International career
- Years: Team / Apps / (Points)
- 2019: Wales U19
- 2025–: Wales / 2

= Brodie Coghlan =

Wales international rugby union player (born 2000)

Brodie Coghlan (born 21 December 2000) is a Welsh professional rugby union player who plays as a hooker for Dragons RFC.

==Early life==
Coglan is from Newport, Wales. He played for Newport RFC in the Welsh Premier Division, and for RGC 1404 on loan. Coghlan was named as man of the match on his first start for Newport, in a win against Llandovery RFC.

== Club career ==

=== Dragons ===
Coghlan made his Dragons debut against the Lions in a 31-31 European Challenge Cup draw in Johannesburg in December 2022.

He made his first start for Dragons in the United Rugby Championship against Glasgow Warriors in January 2023. Coghlan signed an academy contract with the Dragons in April 2023.

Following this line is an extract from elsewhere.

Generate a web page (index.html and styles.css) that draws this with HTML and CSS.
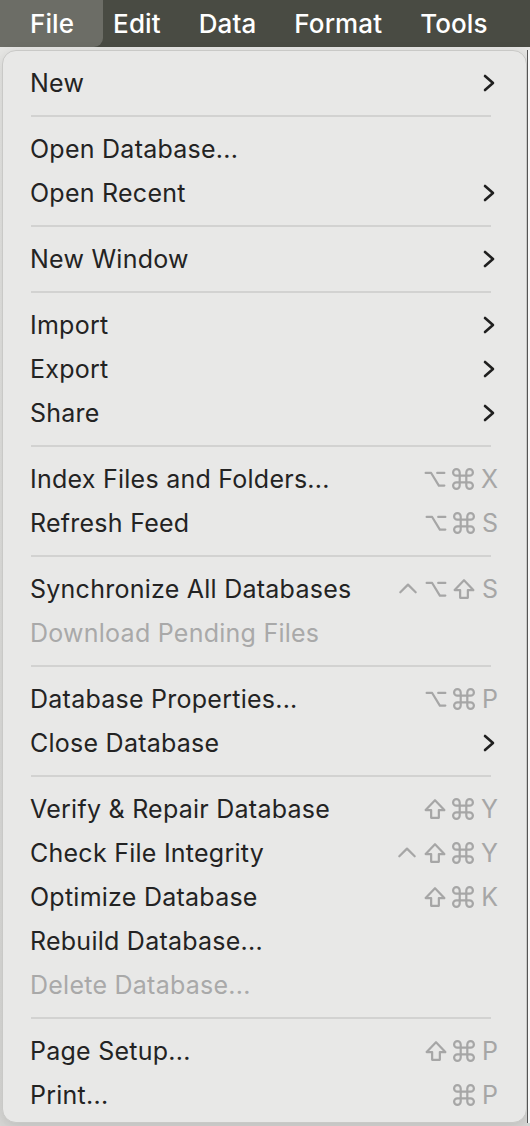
FILE: index.html
```html
<!DOCTYPE html>
<html lang="en">
<head>
<meta charset="utf-8">
<title>File menu</title>
<link rel="stylesheet" href="styles.css">
</head>
<body>
<svg width="0" height="0" class="defs">
  <defs>
    <symbol id="opt" viewBox="0 0 20 20"><path d="M1.5 4.5 H6.5 L13.5 16 H18.5 M12 4.5 H18.5"/></symbol>
    <symbol id="cmd" viewBox="2 2 20 20"><path d="M15 6v12a3 3 0 1 0 3-3H6a3 3 0 1 0 3 3V6a3 3 0 1 0-3 3h12a3 3 0 1 0-3-3"/></symbol>
    <symbol id="shift" viewBox="2 2 20 20"><path d="M8.5 20v-7H3.5L12 4l8.5 9h-5v7z"/></symbol>
    <symbol id="ctrl" viewBox="0 0 20 20"><path d="M3 13 L10 6 L17 13"/></symbol>
  </defs>
</svg>
<div class="screen">
  <nav class="menubar">
    <span class="bar-item active">File</span>
    <span class="bar-item">Edit</span>
    <span class="bar-item">Data</span>
    <span class="bar-item">Format</span>
    <span class="bar-item">Tools</span>
  </nav>
  <div class="stage">
    <div class="menu">
      <div class="row"><span class="label">New</span><svg class="chev" viewBox="0 0 12 18"><path d="M2 2 L10 9 L2 16"/></svg></div>
      <div class="sep"></div>
      <div class="row"><span class="label">Open Database...</span></div>
      <div class="row"><span class="label">Open Recent</span><svg class="chev" viewBox="0 0 12 18"><path d="M2 2 L10 9 L2 16"/></svg></div>
      <div class="sep"></div>
      <div class="row"><span class="label">New Window</span><svg class="chev" viewBox="0 0 12 18"><path d="M2 2 L10 9 L2 16"/></svg></div>
      <div class="sep"></div>
      <div class="row"><span class="label">Import</span><svg class="chev" viewBox="0 0 12 18"><path d="M2 2 L10 9 L2 16"/></svg></div>
      <div class="row"><span class="label">Export</span><svg class="chev" viewBox="0 0 12 18"><path d="M2 2 L10 9 L2 16"/></svg></div>
      <div class="row"><span class="label">Share</span><svg class="chev" viewBox="0 0 12 18"><path d="M2 2 L10 9 L2 16"/></svg></div>
      <div class="sep"></div>
      <div class="row"><span class="label">Index Files and Folders...</span><span class="keys"><svg class="k"><use href="#opt"/></svg><svg class="k"><use href="#cmd"/></svg><span class="kl">X</span></span></div>
      <div class="row"><span class="label">Refresh Feed</span><span class="keys"><svg class="k"><use href="#opt"/></svg><svg class="k"><use href="#cmd"/></svg><span class="kl">S</span></span></div>
      <div class="sep"></div>
      <div class="row"><span class="label">Synchronize All Databases</span><span class="keys"><svg class="k"><use href="#ctrl"/></svg><svg class="k"><use href="#opt"/></svg><svg class="k"><use href="#shift"/></svg><span class="kl">S</span></span></div>
      <div class="row disabled"><span class="label">Download Pending Files</span></div>
      <div class="sep"></div>
      <div class="row"><span class="label">Database Properties...</span><span class="keys"><svg class="k"><use href="#opt"/></svg><svg class="k"><use href="#cmd"/></svg><span class="kl">P</span></span></div>
      <div class="row"><span class="label">Close Database</span><svg class="chev" viewBox="0 0 12 18"><path d="M2 2 L10 9 L2 16"/></svg></div>
      <div class="sep"></div>
      <div class="row"><span class="label">Verify &amp; Repair Database</span><span class="keys"><svg class="k"><use href="#shift"/></svg><svg class="k"><use href="#cmd"/></svg><span class="kl">Y</span></span></div>
      <div class="row"><span class="label">Check File Integrity</span><span class="keys"><svg class="k"><use href="#ctrl"/></svg><svg class="k"><use href="#shift"/></svg><svg class="k"><use href="#cmd"/></svg><span class="kl">Y</span></span></div>
      <div class="row"><span class="label">Optimize Database</span><span class="keys"><svg class="k"><use href="#shift"/></svg><svg class="k"><use href="#cmd"/></svg><span class="kl">K</span></span></div>
      <div class="row"><span class="label">Rebuild Database...</span></div>
      <div class="row disabled"><span class="label">Delete Database...</span></div>
      <div class="sep"></div>
      <div class="row"><span class="label">Page Setup...</span><span class="keys"><svg class="k"><use href="#shift"/></svg><svg class="k"><use href="#cmd"/></svg><span class="kl">P</span></span></div>
      <div class="row"><span class="label">Print...</span><span class="keys"><svg class="k"><use href="#cmd"/></svg><span class="kl">P</span></span></div>
    </div>
    <div class="backdrop-edge"></div>
  </div>
</div>
</body>
</html>
```
FILE: styles.css
```css
* { box-sizing: border-box; }
html, body {
  margin: 0;
  padding: 0;
  width: 530px;
  height: 1126px;
  overflow: hidden;
  background: #dcdcdc;
  font-family: Inter, "Liberation Sans", sans-serif;
}
.defs { position: absolute; width: 0; height: 0; overflow: hidden; }
.screen {
  width: 530px;
  height: 1126px;
  display: flex;
  flex-direction: column;
}
.menubar {
  height: 47px;
  flex: none;
  background: #494b43;
  display: flex;
  align-items: stretch;
}
.bar-item {
  display: flex;
  align-items: center;
  color: #ffffff;
  font-size: 26px;
  font-weight: 500;
  letter-spacing: 0.1px;
  padding: 0 19px;
}
.bar-item.active {
  background: #6c6d66;
  border-radius: 0 0 9px 0;
  padding: 0 29px 0 30px;
  margin-right: -9px;
}
.stage {
  flex: 1;
  display: flex;
  background: linear-gradient(#e6e6e4, #d8d8d6);
  padding: 3px 0 3px 2px;
}
.menu {
  width: 525px;
  background: #e8e8e7;
  border: 1px solid #c9c9c7;
  border-radius: 14px;
  padding: 10px 0 5px 0;
  box-shadow: 0 4px 14px rgba(0,0,0,0.12);
  display: flex;
  flex-direction: column;
}
.backdrop-edge {
  flex: 1;
  background: #f7f7f7;
  border-left: 1px solid #555;
}
.row {
  height: 44px;
  flex: none;
  display: flex;
  align-items: center;
  justify-content: space-between;
  padding: 0 30px 0 27px;
  font-size: 25px;
  letter-spacing: 0.25px;
  color: #232323;
}
.row.disabled { color: #a9a9a9; }
.label { white-space: nowrap; }
.sep {
  height: 22px;
  flex: none;
  display: flex;
  align-items: center;
  padding: 0 35px 0 28px;
}
.sep::before {
  content: "";
  display: block;
  width: 100%;
  height: 2px;
  background: #d2d2d1;
}
.chev {
  width: 12px;
  height: 18px;
  margin-right: 1px;
  fill: none;
  stroke: #1f1f1f;
  stroke-width: 2.6;
  stroke-linecap: round;
  stroke-linejoin: round;
}
.keys {
  display: flex;
  align-items: center;
  gap: 6px;
  margin-right: -2px;
  color: #a6a6a6;
}
.k {
  width: 22px;
  height: 22px;
  fill: none;
  stroke: #a6a6a6;
  stroke-width: 2;
  stroke-linecap: round;
  stroke-linejoin: round;
}
.kl {
  font-size: 25px;
  letter-spacing: 0;
  margin-left: 1px;
}
```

He continued to play for Dragons in the United Rugby Championship during the 2023–24 season. He received plaudits for his play after starting the 2024–25 season as Dragons first choice hooker.

==International career==

=== Wales U19 and U20 ===
In 2019, he played for Wales U19.

Coghlan was selected for Wales U20 for the 2020 Six Nations Under 20s Championship, but did not feature for the side.

=== Wales ===
In October 2025, he was named in the senior Wales squad for the 2025 end-of-year rugby union internationals.

He made his debut on 22 November 2025, off the bench against New Zealand. Coghlan came off the bench against South Africa.